At the moment, there are doubts that the dots of government policy join up.
This week, the Department for Work and Pensions is going to produce a paper setting out actions to help get a meaningful number of the 9 million back into work.
But at the same time, we have a budget which makes employing people, particularly the young, part time and low-paid, much more expensive; and we have an Employment Rights Bill which makes employing people much more risky.
These policies are directly in conflict with each other: on the one hand, the DWP is saying to business “please employ these people, many of whom have been out of work for years” and on the other, the Treasury is saying “you now have to pay tens of billions in additional NICs”; and the Department of Trade is saying “we are going to make employing people fundamentally much more complex and risky”.
It is hardly surprising that business people are scratching their heads and asking themselves: “what really is the government is trying to achieve, and how do these policies hang together?”
So, where do we go from here?
There is one thing the government could do: listen to the people who you need to deliver the growth, investment and employment you have promised.
Chat GPT tells me that there are at least 8 different types of listening, amongst them: Active, Passive, Empathetic, Appreciative, Selective, Reflective.
For our purpose there is only one type that matters: Real listening means an openness to changing course in the face of good evidence and rational argument.

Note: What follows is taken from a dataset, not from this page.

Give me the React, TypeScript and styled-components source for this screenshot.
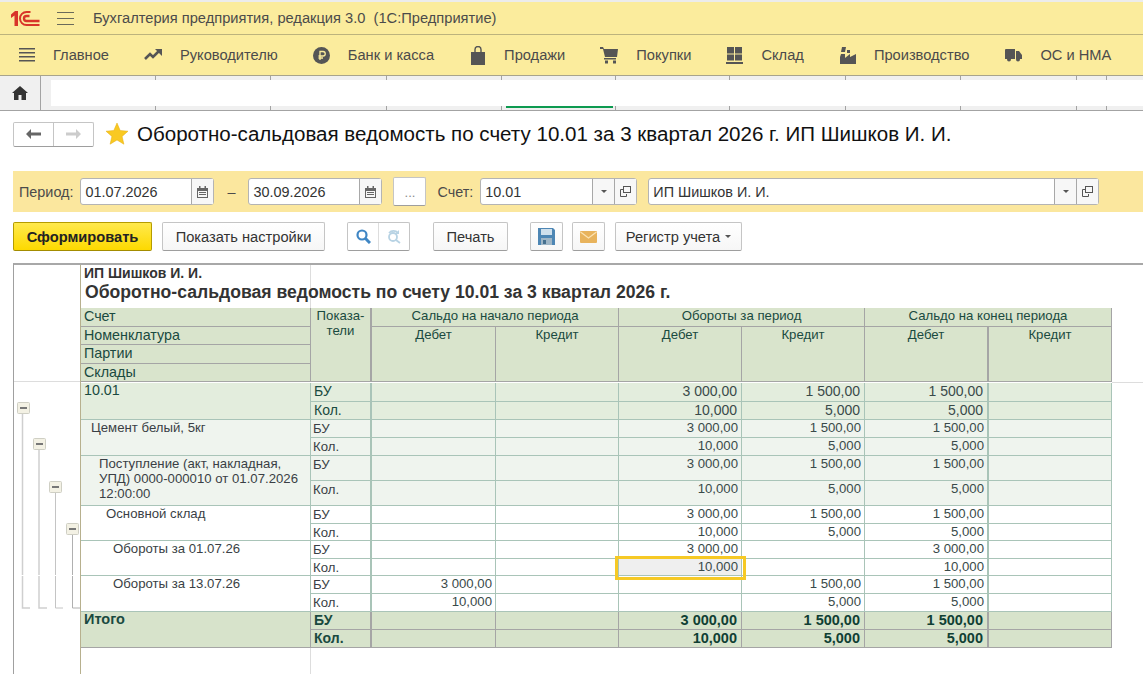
import React from 'react'
import styled, { createGlobalStyle } from 'styled-components'

const Global = createGlobalStyle`
  html, body {
    margin: 0;
    padding: 0;
    height: 674px;
    overflow: hidden;
    background: #fff;
  }
  * { box-sizing: border-box; }
  body { font-family: "Liberation Sans", Arial, sans-serif; color: #333; }
`

const Logo = () => (
  <svg width="30" height="17" viewBox="0 0 30 17">
    <path d="M1 4.5L5 1h3v15H4.500V5.500L1 8z" fill="#d8352a" />
    <path d="M20.500 2H16.500a6.500 6.500 0 0 0 0 13H29.500" fill="none" stroke="#d8352a" strokeWidth="2" />
    <path d="M19.500 6H16.500a2.500 2.500 0 0 0 0 5H29.500" fill="none" stroke="#d8352a" strokeWidth="2.400" />
  </svg>
)

const MenuIcon = ({ name }: { name: string }) => {
  if (name === 'main') return (
    <svg width="16" height="16" viewBox="0 0 16 16" fill="#555">
      <rect y="1" width="16" height="1.500" /><rect y="5" width="16" height="1.500" /><rect y="9" width="16" height="1.500" /><rect y="13" width="16" height="1.500" />
    </svg>
  )
  if (name === 'chart') return (
    <svg width="18" height="12" viewBox="0 0 18 12">
      <path d="M1 10l5-5 3 3 6-6" fill="none" stroke="#555" strokeWidth="2.600" />
      <path d="M11 0h7v7z" fill="#555" />
    </svg>
  )
  if (name === 'bank') return (
    <svg width="17" height="17" viewBox="0 0 17 17">
      <circle cx="8.500" cy="8.500" r="8.500" fill="#555" />
      <path d="M7 13V4.500h3a2 2 0 0 1 0 4.500H5.500M5.500 11H10" fill="none" stroke="#fbec9d" strokeWidth="1.300" />
    </svg>
  )
  if (name === 'bag') return (
    <svg width="14" height="19" viewBox="0 0 14 19" fill="#555">
      <path d="M0 6h14v13H0z" />
      <path d="M4 8V3.500a3 3 0 0 1 6 0V8" fill="none" stroke="#555" strokeWidth="1.400" />
    </svg>
  )
  if (name === 'cart') return (
    <svg width="18" height="17" viewBox="0 0 18 17" fill="#555">
      <path d="M0 0h3l1 2h14l-1 8H5L3 2H0z" />
      <rect x="4" y="11" width="12" height="1.500" />
      <rect x="5" y="13.500" width="3" height="3" /><rect x="13" y="13.500" width="3" height="3" />
    </svg>
  )
  if (name === 'stock') return (
    <svg width="17" height="17" viewBox="0 0 17 17" fill="#555">
      <rect x="1" width="7" height="6.500" /><rect x="9" width="7" height="6.500" />
      <rect x="1" y="7.500" width="7" height="6" /><rect x="9" y="7.500" width="7" height="6" />
      <rect y="15" width="17" height="2" />
    </svg>
  )
  if (name === 'factory') return (
    <svg width="16" height="17" viewBox="0 0 16 17" fill="#555">
      <path d="M2 0h4L5 5H1z" />
      <path d="M7 3h3v3H7z" />
      <path d="M0 17v-7l1-3h4v4l5-4v3l6-3v10z" />
    </svg>
  )
  return (
    <svg width="17" height="14" viewBox="0 0 17 14" fill="#555">
      <path d="M0 2a1 1 0 0 1 1-1h9v10H0z" />
      <path d="M11 3h3l3 4v4h-6z" />
      <circle cx="4" cy="11.500" r="2" /><circle cx="13" cy="11.500" r="2" />
    </svg>
  )
}

const TopStrip = styled.div`
  height: 2px;
  background: #ececec;
`
const TitleBar = styled.div`
  height: 33px;
  display: flex;
  align-items: center;
  padding-left: 10px;
  background: #fbec9d;
  border-bottom: 1px solid #bcb37d;
  font-size: 14.67px;
  color: #4b4b4b;
`
const Burger = styled.div`
  width: 17px;
  height: 13px;
  margin-left: 17px;
  margin-right: 19px;
  border-top: 1px solid #6a6a5a;
  border-bottom: 1px solid #6a6a5a;
  background: linear-gradient(#6a6a5a, #6a6a5a) center / 100% 1px no-repeat;
`
const MenuBar = styled.div`
  height: 41px;
  display: flex;
  align-items: center;
  background: #fbec9d;
  border-bottom: 1px solid #a8a48c;
  font-size: 14.67px;
  color: #4b4b4b;
`
const MenuItem = styled.div<{ $left: number; $gap: number }>`
  display: flex;
  align-items: center;
  margin-left: ${(p) => p.$left}px;
  gap: ${(p) => p.$gap}px;
`
const TabBar = styled.div`
  height: 35px;
  display: flex;
  background: #f0f0f0;
  border-bottom: 1px solid #a3a3a3;
`
const HomeCell = styled.div`
  width: 41px;
  display: flex;
  align-items: center;
  justify-content: center;
  border-right: 1px solid #a3a3a3;
`
const TabStrip = styled.div`
  flex: 1;
  margin: 4px 0 0 10px;
  height: 26px;
  display: flex;
  background: #fff;
`
const TabSlot = styled.div<{ $w: number }>`
  position: relative;
  width: ${(p) => p.$w}px;
  flex-shrink: 0;
  &::before {
    content: '';
    position: absolute;
    top: -4px;
    height: 4px;
    right: 0;
    width: 1px;
    background: #a3a3a3;
  }
  &::after {
    content: '';
    position: absolute;
    top: 100%;
    height: 4px;
    right: 0;
    width: 1px;
    background: #a3a3a3;
  }
`
const ActiveMark = styled.div`
  position: absolute;
  top: 100%;
  left: 4px;
  right: 3px;
  height: 2px;
  background: #0d9a50;
`
const Heading = styled.div`
  display: flex;
  align-items: center;
  height: 38px;
  margin: 4px 0 0 13px;
`
const NavGroup = styled.div`
  width: 81px;
  height: 25px;
  display: flex;
  background: #fff;
  border: 1px solid #c5c5c5;
  border-bottom-color: #9e9e9e;
  border-radius: 2px;
`
const NavButton = styled.div<{ $split?: boolean }>`
  flex: 1;
  display: flex;
  align-items: center;
  justify-content: center;
  border-left: ${(p) => (p.$split ? '1px solid #c5c5c5' : 'none')};
`
const PageTitle = styled.h1`
  margin: 0 0 0 9px;
  font-size: 20.55px;
  font-weight: 400;
  color: #111;
  white-space: nowrap;
`
const FilterBand = styled.div`
  height: 41px;
  margin: 18px 0 0 13px;
  display: flex;
  align-items: center;
  padding-left: 6px;
  background: #fbe79e;
  font-size: 14.4px;
  color: #4b4b4b;
`
const FieldLabel = styled.span<{ $left?: number }>`
  margin-left: ${(p) => p.$left ?? 0}px;
`
const Field = styled.div<{ $w: number; $left: number }>`
  width: ${(p) => p.$w}px;
  height: 27px;
  margin-left: ${(p) => p.$left}px;
  display: flex;
  background: #fff;
  border: 1px solid #b4b4b4;
  border-radius: 3px;
  color: #333;
`
const FieldValue = styled.div`
  flex: 1;
  display: flex;
  align-items: center;
  padding-left: 4px;
`
const FieldAddon = styled.div`
  width: 22px;
  display: flex;
  align-items: center;
  justify-content: center;
  border-left: 1px solid #a8a8a8;
  background: #f7f7f7;
`
const Caret = styled.span`
  width: 0;
  height: 0;
  border-left: 3px solid transparent;
  border-right: 3px solid transparent;
  border-top: 3px solid #555;
`
const Dash = styled.span`
  width: 34px;
  text-align: center;
`
const DotsButton = styled.div`
  width: 33px;
  height: 29px;
  margin-left: 11px;
  text-align: center;
  line-height: 30px;
  font-size: 13px;
  color: #8a8a8a;
  background: #fff;
  border: 1px solid #c5c5c5;
  border-bottom-color: #9e9e9e;
  border-radius: 2px;
`
const Toolbar = styled.div`
  height: 29px;
  margin: 10px 0 0 13px;
  display: flex;
  align-items: center;
  font-size: 14.67px;
  color: #333;
`
const Button = styled.div<{ $w: number; $left: number; $primary?: boolean }>`
  width: ${(p) => p.$w}px;
  height: 29px;
  margin-left: ${(p) => p.$left}px;
  display: flex;
  align-items: center;
  justify-content: center;
  gap: 5px;
  border: 1px solid ${(p) => (p.$primary ? '#b59c00' : '#c5c5c5')};
  border-bottom-color: ${(p) => (p.$primary ? '#a38c00' : '#9e9e9e')};
  border-radius: 2px;
  background: ${(p) => (p.$primary ? 'linear-gradient(#ffe94d, #fdd900)' : 'linear-gradient(#fff, #f6f6f6)')};
  font-weight: ${(p) => (p.$primary ? 700 : 400)};
  color: ${(p) => (p.$primary ? '#222' : '#333')};
  white-space: nowrap;
`
const SearchGroup = styled.div`
  width: 63px;
  height: 29px;
  margin-left: 22px;
  display: flex;
  border: 1px solid #c5c5c5;
  border-bottom-color: #9e9e9e;
  border-radius: 2px;
`
const SearchCell = styled.div<{ $split?: boolean }>`
  flex: 1;
  display: flex;
  align-items: center;
  justify-content: center;
  border-left: ${(p) => (p.$split ? '1px solid #ddd' : 'none')};
`
const Frame = styled.div`
  margin: 12px 0 0 13px;
  height: 411px;
  display: flex;
  border-top: 2px solid #a8a8a8;
  border-left: 1px solid #a0a0a0;
`
const Outline = styled.div`
  width: 66px;
  flex-shrink: 0;
`
const ReportArea = styled.div`
  flex: 1;
  border-left: 1px solid #b7b08e;
`
const ReportHead = styled.div`
  width: 230px;
  height: 43px;
  padding: 0 0 0 3px;
  border-right: 1px solid #ddd;
  color: #333;
  font-weight: 700;
  white-space: nowrap;
`
const Company = styled.div`
  font-size: 14px;
  line-height: 16px;
`
const ReportTitle = styled.div`
  font-size: 17.6px;
  line-height: 22px;
  margin-left: 1px;
`
const Sheet = styled.div`
  display: grid;
  grid-template-columns: 230px 61px 124px 123px 123px 123px 124px 123px;
  grid-template-rows: 19px 18px 19px 18px 1px 19px 18px 18px 18px 25px 25px 18px 17px 18px 17px 18px 18px 18px 18px;
  width: 1030px;
`
type Tone = 'head' | 'first' | 'soft' | 'plain' | 'total'
const toneBg: Record<Tone, string> = {
  head: '#d9e4cc',
  first: '#e3eddd',
  soft: '#eff4ee',
  plain: '#fff',
  total: '#d7e3cb',
}
const Cell = styled.div<{ $tone: Tone; $right?: boolean; $thick?: boolean }>`
  background: ${(p) => toneBg[p.$tone]};
  border-right: ${(p) => (p.$thick ? 2 : 1)}px solid ${(p) => (p.$tone === 'head' || p.$tone === 'total' ? '#a5a5a5' : '#a9c4b8')};
  border-bottom: 1px solid ${(p) => (p.$tone === 'head' || p.$tone === 'total' ? '#a5a5a5' : '#a9c4b8')};
  font-size: ${(p) => (p.$tone === 'first' ? 14.3 : p.$tone === 'total' ? 14.5 : 13.2)}px;
  font-weight: ${(p) => (p.$tone === 'total' ? 700 : 400)};
  line-height: 17px;
  color: ${(p) => (p.$tone === 'plain' || p.$tone === 'soft' ? '#3a3f45' : '#1a4a40')};
  padding: 0 3px;
  text-align: ${(p) => (p.$right ? 'right' : 'left')};
  white-space: nowrap;
`
const HeadCell = styled(Cell)<{ $col?: number; $rows?: number }>`
  grid-column: span ${(p) => p.$col ?? 1};
  grid-row: span ${(p) => p.$rows ?? 1};
  text-align: center;
  font-size: 13.2px;
  line-height: 15px;
  color: #1a4a40;
  white-space: normal;
`
const RowGap = styled.div`
  position: relative;
  grid-column: 1 / -1;
  background: #fff;
  &::after {
    content: '';
    position: absolute;
    left: 100%;
    top: 0;
    width: 32px;
    height: 1px;
    background: #ddd;
  }
`
const LabelCell = styled(Cell)<{ $indent: number }>`
  grid-row: span 2;
  padding-left: ${(p) => p.$indent}px;
  line-height: 15px;
  white-space: normal;
`
const NameCell = styled(Cell)`
  padding-left: 3px;
  font-size: 14.3px;
`
const ValueCell = styled(Cell)<{ $selected?: boolean }>`
  position: relative;
  font-size: ${(p) => (p.$tone === 'first' ? 14 : p.$tone === 'total' ? 14.5 : 13.2)}px;
  padding-right: ${(p) => (p.$tone === 'first' || p.$tone === 'total' ? 4 : 3)}px;
  line-height: 16px;
  background: ${(p) => (p.$selected ? '#efefef' : toneBg[p.$tone])};
  color: ${(p) => (p.$tone === 'total' ? '#103f34' : '#3a4a4a')};
`
const Selection = styled.div`
  position: absolute;
  inset: -3px -5px -5px -4px;
  border: 3px solid #f6c925;
  z-index: 2;
`
const KindCell = styled(Cell)`
  font-size: ${(p) => (p.$tone === 'first' || p.$tone === 'total' ? 14 : 13.2)}px;
  padding-left: ${(p) => (p.$tone === 'first' || p.$tone === 'total' ? 3 : 2)}px;
`
const Tail = styled.div`
  width: 230px;
  height: 27px;
  border-right: 1px solid #ddd;
`

type DataRow = [string, string, string, string, string, string, string]

const groups: { label: string; indent: number; tone: Tone; rows: DataRow[] }[] = [
  {
    label: '10.01', indent: 3, tone: 'first',
    rows: [
      ['БУ', '', '', '3 000,00', '1 500,00', '1 500,00', ''],
      ['Кол.', '', '', '10,000', '5,000', '5,000', ''],
    ],
  },
  {
    label: 'Цемент белый, 5кг', indent: 10, tone: 'soft',
    rows: [
      ['БУ', '', '', '3 000,00', '1 500,00', '1 500,00', ''],
      ['Кол.', '', '', '10,000', '5,000', '5,000', ''],
    ],
  },
  {
    label: 'Поступление (акт, накладная, УПД) 0000-000010 от 01.07.2026 12:00:00', indent: 18, tone: 'soft',
    rows: [
      ['БУ', '', '', '3 000,00', '1 500,00', '1 500,00', ''],
      ['Кол.', '', '', '10,000', '5,000', '5,000', ''],
    ],
  },
  {
    label: 'Основной склад', indent: 25, tone: 'plain',
    rows: [
      ['БУ', '', '', '3 000,00', '1 500,00', '1 500,00', ''],
      ['Кол.', '', '', '10,000', '5,000', '5,000', ''],
    ],
  },
  {
    label: 'Обороты за 01.07.26', indent: 32, tone: 'plain',
    rows: [
      ['БУ', '', '', '3 000,00', '', '3 000,00', ''],
      ['Кол.', '', '', '10,000', '', '10,000', ''],
    ],
  },
  {
    label: 'Обороты за 13.07.26', indent: 32, tone: 'plain',
    rows: [
      ['БУ', '3 000,00', '', '', '1 500,00', '1 500,00', ''],
      ['Кол.', '10,000', '', '', '5,000', '5,000', ''],
    ],
  },
  {
    label: 'Итого', indent: 3, tone: 'total',
    rows: [
      ['БУ', '', '', '3 000,00', '1 500,00', '1 500,00', ''],
      ['Кол.', '', '', '10,000', '5,000', '5,000', ''],
    ],
  },
]

const menu = [
  { icon: 'main', text: 'Главное', left: 19, gap: 18 },
  { icon: 'chart', text: 'Руководителю', left: 35, gap: 18 },
  { icon: 'bank', text: 'Банк и касса', left: 35, gap: 18 },
  { icon: 'bag', text: 'Продажи', left: 37, gap: 19 },
  { icon: 'cart', text: 'Покупки', left: 35, gap: 18 },
  { icon: 'stock', text: 'Склад', left: 35, gap: 18 },
  { icon: 'factory', text: 'Производство', left: 36, gap: 18 },
  { icon: 'truck', text: 'ОС и НМА', left: 36, gap: 18 },
]

const tabs = [105, 115, 116, 115, 114, 114, 116, 115, 116, 30]

const Calendar = () => (
  <svg width="11" height="12" viewBox="0 0 11 12" fill="#666">
    <path d="M0 2h11v10H0zM1 5v6h9V5z" />
    <rect x="2" y="0" width="1.500" height="3" /><rect x="7.500" y="0" width="1.500" height="3" />
    <rect x="2" y="6" width="7" height="1" /><rect x="2" y="8" width="7" height="1" />
  </svg>
)
const OpenIcon = () => (
  <svg width="11" height="11" viewBox="0 0 11 11" fill="none" stroke="#555">
    <rect x="3.500" y="0.500" width="7" height="6" />
    <path d="M3 3.500H0.500v7h6V8" />
  </svg>
)

const OutlineDrawing = () => (
  <svg width="66" height="409" viewBox="0 0 66 409" display="block">
    <path d="M0 116.500H66" stroke="#ddd" />
    <g fill="none">
      <path d="M8.500 148V343H16" stroke="#cfcfcf" strokeWidth="1.500" />
      <path d="M25 185V343H33" stroke="#cfcfcf" strokeWidth="1.500" />
      <path d="M41.500 228V343H49" stroke="#c4c4c4" />
      <path d="M58.500 270V343H66" stroke="#b0b0b0" />
    </g>
    <path d="M0 310.500H66" stroke="#fff" />
    {[[3, 137], [19, 173], [35, 216], [52, 258]].map(([x, y]) => (
      <g key={x}>
        <rect x={x + 0.5} y={y + 0.5} width="12" height="11" rx="1" fill="#f3f1e4" stroke="#cfcfc4" />
        <rect x={x + 3} y={y + 5} width="7" height="2" fill="#777" />
      </g>
    ))}
  </svg>
)

const App = () => (
  <>
    <Global />
    <TopStrip />
    <TitleBar>
      <Logo />
      <Burger />
      Бухгалтерия предприятия, редакция 3.0&nbsp;&nbsp;(1С:Предприятие)
    </TitleBar>
    <MenuBar>
      {menu.map((m) => (
        <MenuItem key={m.text} $left={m.left} $gap={m.gap}>
          <MenuIcon name={m.icon} />
          {m.text}
        </MenuItem>
      ))}
    </MenuBar>
    <TabBar>
      <HomeCell>
        <svg width="16" height="14" viewBox="0 0 16 14" fill="#333">
          <path d="M8 0l8 7h-2v7H9.500V9h-3v5H2V7H0z" />
        </svg>
      </HomeCell>
      <TabStrip>
        {tabs.map((w, i) => (
          <TabSlot key={i} $w={w}>
            {i === 4 && <ActiveMark />}
          </TabSlot>
        ))}
      </TabStrip>
    </TabBar>
    <Heading>
      <NavGroup>
        <NavButton>
          <svg width="15" height="10" viewBox="0 0 15 10" fill="#666"><path d="M0 5l5-5v3.500h10v3H5V10z" /></svg>
        </NavButton>
        <NavButton $split>
          <svg width="15" height="10" viewBox="0 0 15 10" fill="#ccc"><path d="M15 5l-5-5v3.500H0v3h10V10z" /></svg>
        </NavButton>
      </NavGroup>
      <svg width="22" height="22" viewBox="0 0 22 22" style={{ marginLeft: 12 }}>
        <path d="M11 0l3.200 7.500 7.800.7-5.900 5.200 1.800 7.800L11 17l-6.900 4.200 1.800-7.800L0 8.200l7.800-.7z" fill="#f9c922" stroke="#e5ad10" strokeWidth="0.500" />
      </svg>
      <PageTitle>Оборотно-сальдовая ведомость по счету 10.01 за 3 квартал 2026 г. ИП Шишков И. И.</PageTitle>
    </Heading>
    <FilterBand>
      <FieldLabel>Период:</FieldLabel>
      <Field $w={134} $left={7}>
        <FieldValue>01.07.2026</FieldValue>
        <FieldAddon><Calendar /></FieldAddon>
      </Field>
      <Dash>–</Dash>
      <Field $w={134} $left={0}>
        <FieldValue>30.09.2026</FieldValue>
        <FieldAddon><Calendar /></FieldAddon>
      </Field>
      <DotsButton>...</DotsButton>
      <FieldLabel $left={11}>Счет:</FieldLabel>
      <Field $w={157} $left={7}>
        <FieldValue>10.01</FieldValue>
        <FieldAddon><Caret /></FieldAddon>
        <FieldAddon><OpenIcon /></FieldAddon>
      </Field>
      <Field $w={451} $left={11}>
        <FieldValue>ИП Шишков И. И.</FieldValue>
        <FieldAddon><Caret /></FieldAddon>
        <FieldAddon><OpenIcon /></FieldAddon>
      </Field>
    </FilterBand>
    <Toolbar>
      <Button $w={139} $left={0} $primary>Сформировать</Button>
      <Button $w={163} $left={10}>Показать настройки</Button>
      <SearchGroup>
        <SearchCell>
          <svg width="15" height="15" viewBox="0 0 15 15" fill="none" stroke="#3f86c4" strokeWidth="2.200">
            <circle cx="6" cy="6" r="4.500" /><path d="M9.500 9.500L14 14" strokeWidth="3" />
          </svg>
        </SearchCell>
        <SearchCell $split>
          <svg width="16" height="15" viewBox="0 0 16 15" fill="none" stroke="#b8d3e4" strokeWidth="1.800">
            <circle cx="7" cy="8" r="4" /><path d="M10 11l4 3M3 4a6 6 0 0 1 9 0" /><path d="M13 1v4H9z" fill="#b8d3e4" stroke="none" />
          </svg>
        </SearchCell>
      </SearchGroup>
      <Button $w={75} $left={23}>Печать</Button>
      <Button $w={33} $left={22}>
        <svg width="17" height="17" viewBox="0 0 17 17">
          <path d="M0 0h15l2 2v15H0z" fill="#4d86b4" />
          <rect x="3" y="1" width="11" height="6" fill="#cfe0ec" />
          <rect x="3" y="10" width="11" height="7" fill="#9fb6c6" />
          <rect x="5" y="12" width="3" height="4" fill="#45708f" />
        </svg>
      </Button>
      <Button $w={33} $left={9}>
        <svg width="17" height="12" viewBox="0 0 17 12">
          <rect width="17" height="12" rx="1" fill="#e8b35c" />
          <path d="M0.500 1l8 6 8-6" fill="none" stroke="#fbe3b3" strokeWidth="1.200" />
        </svg>
      </Button>
      <Button $w={127} $left={10}>Регистр учета <Caret /></Button>
    </Toolbar>
    <Frame>
      <Outline><OutlineDrawing /></Outline>
      <ReportArea>
        <ReportHead>
          <Company>ИП Шишков И. И.</Company>
          <ReportTitle>Оборотно-сальдовая ведомость по счету 10.01 за 3 квартал 2026 г.</ReportTitle>
        </ReportHead>
        <Sheet>
          <NameCell $tone="head">Счет</NameCell>
          <HeadCell $tone="head" $rows={4} $thick>Показа-<br />тели</HeadCell>
          <HeadCell $tone="head" $col={2}>Сальдо на начало периода</HeadCell>
          <HeadCell $tone="head" $col={2}>Обороты за период</HeadCell>
          <HeadCell $tone="head" $col={2}>Сальдо на конец периода</HeadCell>
          <NameCell $tone="head">Номенклатура</NameCell>
          {['Дебет', 'Кредит', 'Дебет', 'Кредит', 'Дебет', 'Кредит'].map((t, i) => (
            <HeadCell key={i} $tone="head" $rows={3} $thick={i === 4}>{t}</HeadCell>
          ))}
          <NameCell $tone="head">Партии</NameCell>
          <NameCell $tone="head">Склады</NameCell>
          <RowGap />
          {groups.map((g, gi) => (
            <React.Fragment key={g.label}>
              <LabelCell $tone={g.tone} $indent={g.indent}>{g.label}</LabelCell>
              {g.rows.map((row, ri) => row.map((v, ci) => {
                if (ci === 0) return <KindCell key={`${ri}-${ci}`} $tone={g.tone} $thick>{v}</KindCell>
                const selected = gi === 4 && ri === 1 && ci === 3
                return (
                  <ValueCell key={`${ri}-${ci}`} $tone={g.tone} $right $thick={ci === 5} $selected={selected}>
                    {v}
                    {selected && <Selection />}
                  </ValueCell>
                )
              }))}
            </React.Fragment>
          ))}
        </Sheet>
        <Tail />
      </ReportArea>
    </Frame>
  </>
)

export default App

An acknowledgement that the sum of all wisdom does not exclusively reside in Whitehall, that Government cannot legislate for investment and growth, and an openness to critical friends.
At the CBI, we are not so politically naïve as to believe that the decision around NICs is going to change in its fundamentals, nor that the increase in Living Wage will be reversed.
But having delivered a budget which adds billions to the costs of business, we urge the Government to really listen as to how government policy in the round – the Employment Rights Bill, Rates Reform, Planning, Regulation and the Apprenticeship Levy could be adapted to ensure that the words and actions of the Government are consistent with each other, and give Businesses the confidence that they can invest for growth.
This is what will make the strong horse of private business lean into the traces and deliver the Government’s ambition to make the UK the fastest-growing economy in the G7 and bring increased prosperity to all.
Thank you all for your support and attention, and now, away, to drinks and home.